Matter of Time - J.R. Harrington
- Feb 19
- 2 min read
My mother’s menthol cigarette smoke tinges my memories tobacco-sticky. I remember watching her smoke at campsites deep in New York forest, thinking how glamorous it seemed, the tinge of blue evening entering into the white smoke as it swirled like silk in the air. My brother and I spent our time on these camping trips pretending rotting stumps were battlegrounds for our action figures.
One of my best friends couldn’t stand menthols, didn’t understand my nostalgia for them. When she went to buy me cigarettes I said regulars were fine, so that she could share them. If that isn’t love, I’m not sure what is. We would walk home from school and stop in the woods to smoke, skipping butts into the stagnant creek winding along the hill we sat upon.

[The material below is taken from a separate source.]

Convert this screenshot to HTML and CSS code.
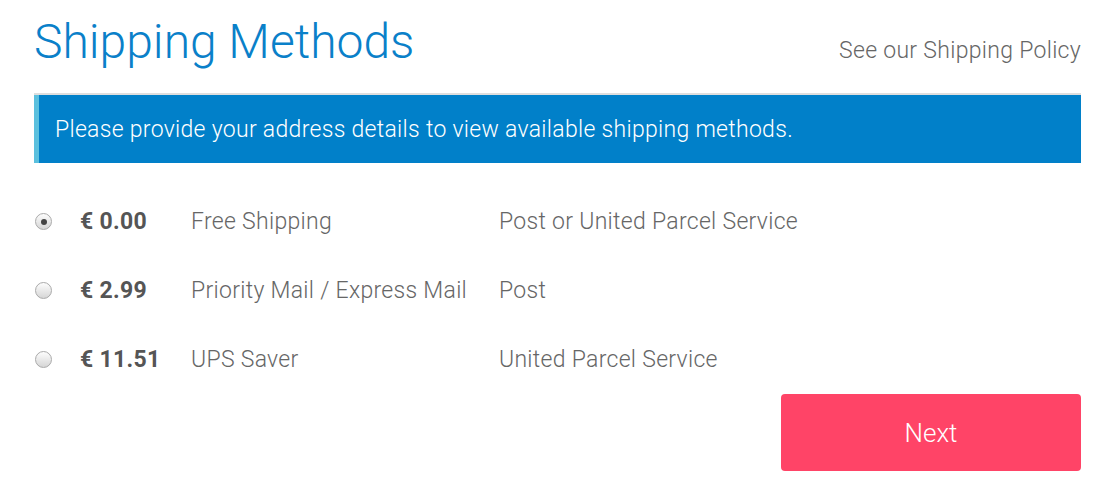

My other best friend stole menthol cigarettes from his mother. We would shelter on his back porch to smoke out of view. Afterwards, he would spit on the concrete steps and dab the lit end of the cigarette into them with a sizzle, before throwing them over the fence and into the driveway. The sizzle lingers in my mind, more of a snatching spritzing sort of sound than a prolonged boiling-oil noise.
I used to smoke my mother’s menthol stubs, late at night. I used a candle, with a flickering flame, and incense matches to light the candle. I would sit and chainsmoke until I felt good enough to go to bed. But I never smoked when I saw my love. I didn’t need to. He was the
high. His presence tore me up in a way that wasn’t quite so dangerous as smoking. Now I’ve lost him, and I’m quitting smoking.
It was only a matter of time.
The memories that cling to me are the ones in his bedroom, with the suncatcher scattering sporadic rainbows and his hands firm on my wrist, feeling my pulse to ensure I’m real. He said I’m like the dead wife in the movies, glowy and ethereal, he said he loves me but it isn’t romantic. And perhaps it never was, the way your own memories get retconned by time.
Since I was little, I had this memory of my mother singing a song to me. “Raindrops on roses and whiskers on kittens,” but I found out at eighteen that my mother never knew the song. My grandmother had been the one singing it to me, “brown paper packages tied up with string.” Of course I love my grandmother, more than anyone, but I still wish it had been Mama, her husky lovely voice, calming me down.